Das Massaker von Nemmersdorf war jedenfalls dort, im Nordosten des damaligen Deutschlands, das entscheidende Ereignis für unzählige Menschen, die in der Flucht ihre einzige Chance auf Rettung sahen. Daran schlossen sich die Vertreibungen an, und es kam zu ethnischen Säuberungen, Deportation und weiteren Rachephänomenen. 

Heute wissen wir, dass mehr als zwei Millionen Deutsche dies alles – und die Folgen – nicht überlebten.

Die Opfer von Nemmersdorf selbst konnten nicht mehr flüchten, die Rache der Sieger erreichte sie noch zu Hause. Doch sie gehören für uns selbstverständlich ebenfalls zu den Opfern von Flucht und Vertreibung. Daher wollen wir heute auch ihrer gedenken.

Meine Damen und Herren,

fünf Jahre nach dem Ende des Zweiten Weltkrieges, am 5. August 1950, erklärten die deutschen Heimatvertriebenen in ihrer Charta, dass das Schicksal der Flüchtlinge ein „Weltproblem“ ist, dessen Lösung den „höchsten sittlichen“ Einsatz sämtlicher Völker erfordere.

Sicher drang dieser eindringliche Appell zu den Vereinten Nationen durch, als sie knapp ein Jahr später – noch unter dem Eindruck des Zweiten Weltkrieges, aber auch neuerer Konflikte – die Genfer Flüchtlingskonvention verabschiedeten. Damit wurde auch der Arbeit des parallel gegründeten UN-Flüchtlingskommissariats eine rechtliche Grundlage gegeben. 

Für mich ist es ein versöhnlicher Gedanken, dass auch das Schicksal der deutschen Heimatvertriebenen und Flüchtlinge so früh zum UNHCR und zur umfassenden Betrachtung des Weltproblems Flucht und Vertreibung beigetragen hat.

Als 2001 das 50-jährige Jubiläum des UNHCR begangen und der Weltflüchtlingstag, der ja heute ebenfalls stattfindet, ausgerufen wurde, war dieser Gedanke vielleicht nicht mehr so im Fokus. 

Als aber die Bundesregierung vor nunmehr 10 Jahren die Einführung des Nationalen Gedenktages für die Opfer von Flucht und Vertreibung – mit einem Schwerpunkt auch auf das Gedenken an eigene Opfer – beschloss und diesen auf den Weltflüchtlingstag legte, wurde dieser Sachzusammenhang wieder offenbar.

Noch selbstverständlicher als vorher wird seither deutlich, dass jedem unserer rund 15 Millionen vertriebenen Landsleute aus: 

  • Schlesien, Pommern, Ostbrandenburg,
  • Danzig, Ost- und Westpreußen, dem Baltikum,
  • dem Sudetenland,
  • dem Karpaten- und dem mittleren Donauraum,
  • den deutsch besiedelten Gebieten der damaligen Sowjetunion

mit der Vertreibung und dem Heimatverlust genauso ein Unrecht widerfahren ist wie jedem heutigen Vertriebenen, der von Unrechtsregimen verjagt wird, wie jedem Flüchtling, der aus Angst vor Verfolgung und Tod seine Heimat verlassen muss.

Die Anerkennung all dieser Schicksale in einem Gedenktag zeigt die staatliche und gesellschaftliche Empathie.

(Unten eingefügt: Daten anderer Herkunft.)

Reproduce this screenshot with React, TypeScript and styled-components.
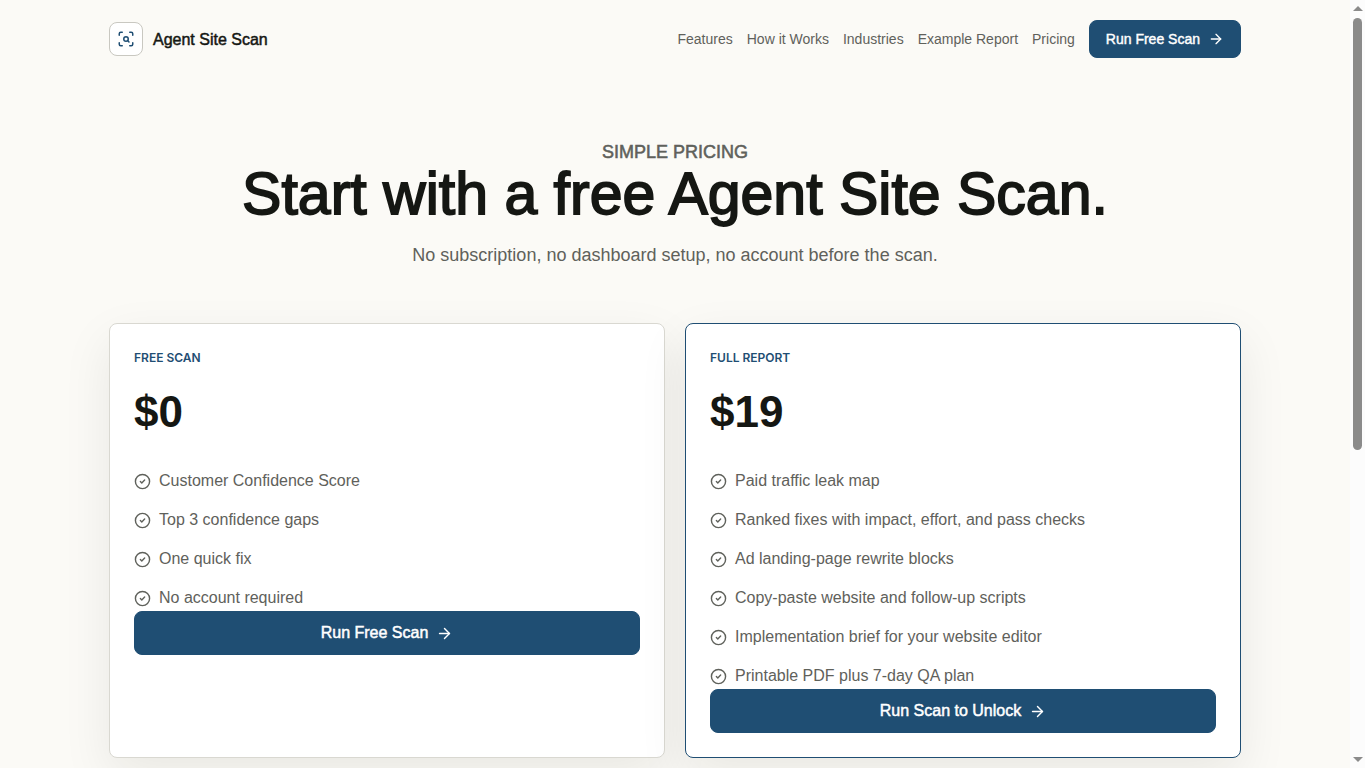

Sie zeigt aber auch, dass unser Land sich seiner fortwährenden Verantwortung für eigene Opfer bewusst ist.

Heute sehen wir in direkter europäischer Nachbarschaft, wie notwendig und wie wichtig solches Gedenken ist. 

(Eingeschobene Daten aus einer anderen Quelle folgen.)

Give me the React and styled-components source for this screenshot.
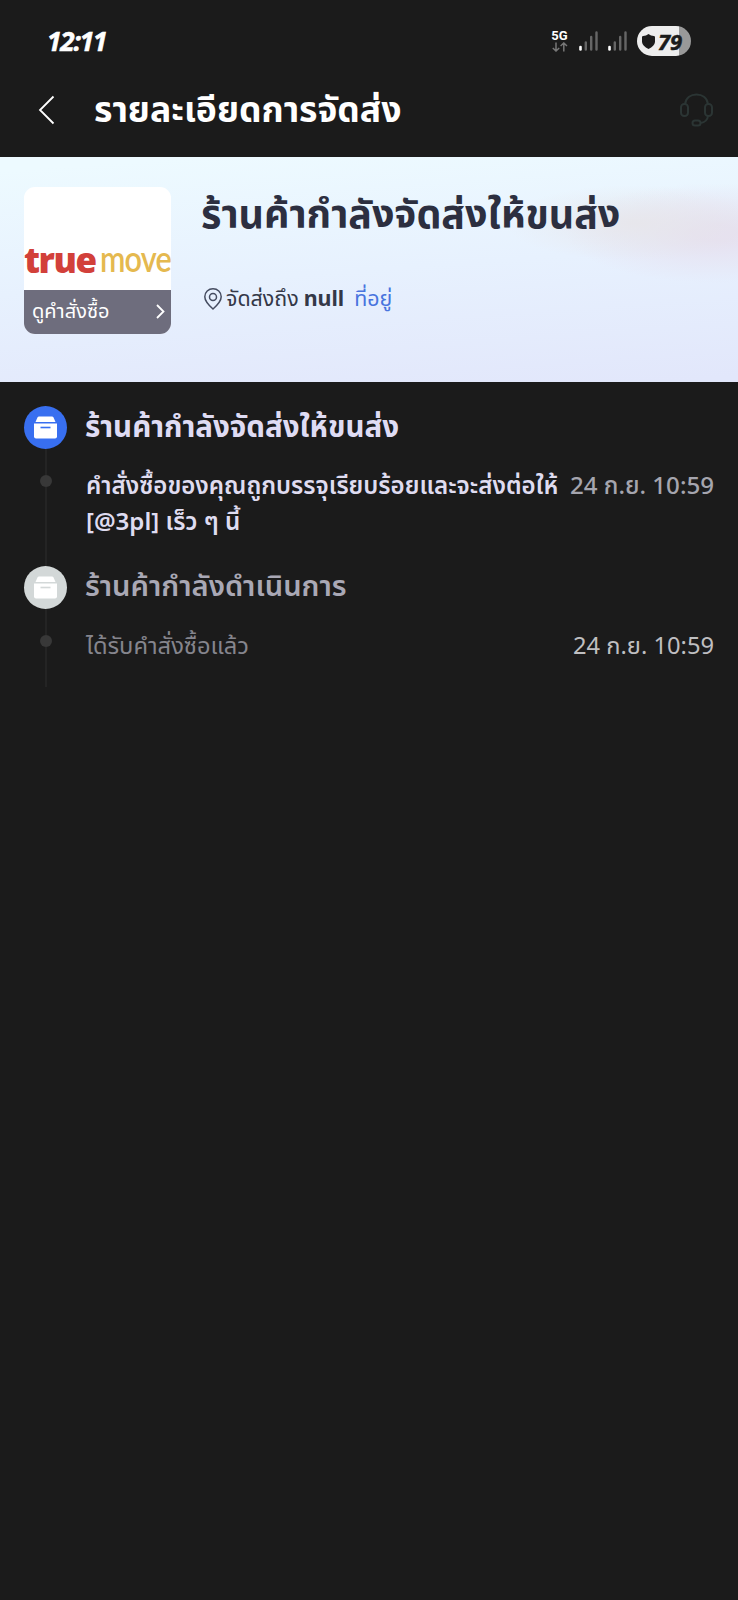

Die eigenen Erfahrungen lehren uns, 

  • dass es gilt, Völker im Kampf um ihre Freiheit und ihre Selbstbestimmung zu unterstützen, 
  • dass es gilt, Vertreibungen weltweit strafbewehrt zu ächten,
  • dass es gilt, Flüchtlingen zu helfen, aber gleichzeitig die Fluchtursachen international zu bekämpfen,
  • dass es gilt, Flüchtlingen auch die Rückkehr in die Heimat zu ermöglichen und Lebensperspektiven dort zu eröffnen, weil das Heimatrecht für alle Menschen gilt.

Gerade wir, meine Damen und Herren, wissen und wollen niemals vergessen, dass jeder Krieg, jede Vertreibung, jede ethnische Säuberung – gleichgültig wo, wann und mit welcher Begründung – immer Verbrechen sind. 

Sie zerstören Existenzen und schädigen ganze Gesellschaften.

Ich danke Ihnen, dass wir gemeinsam diese Gedenkstunde begehen konnten.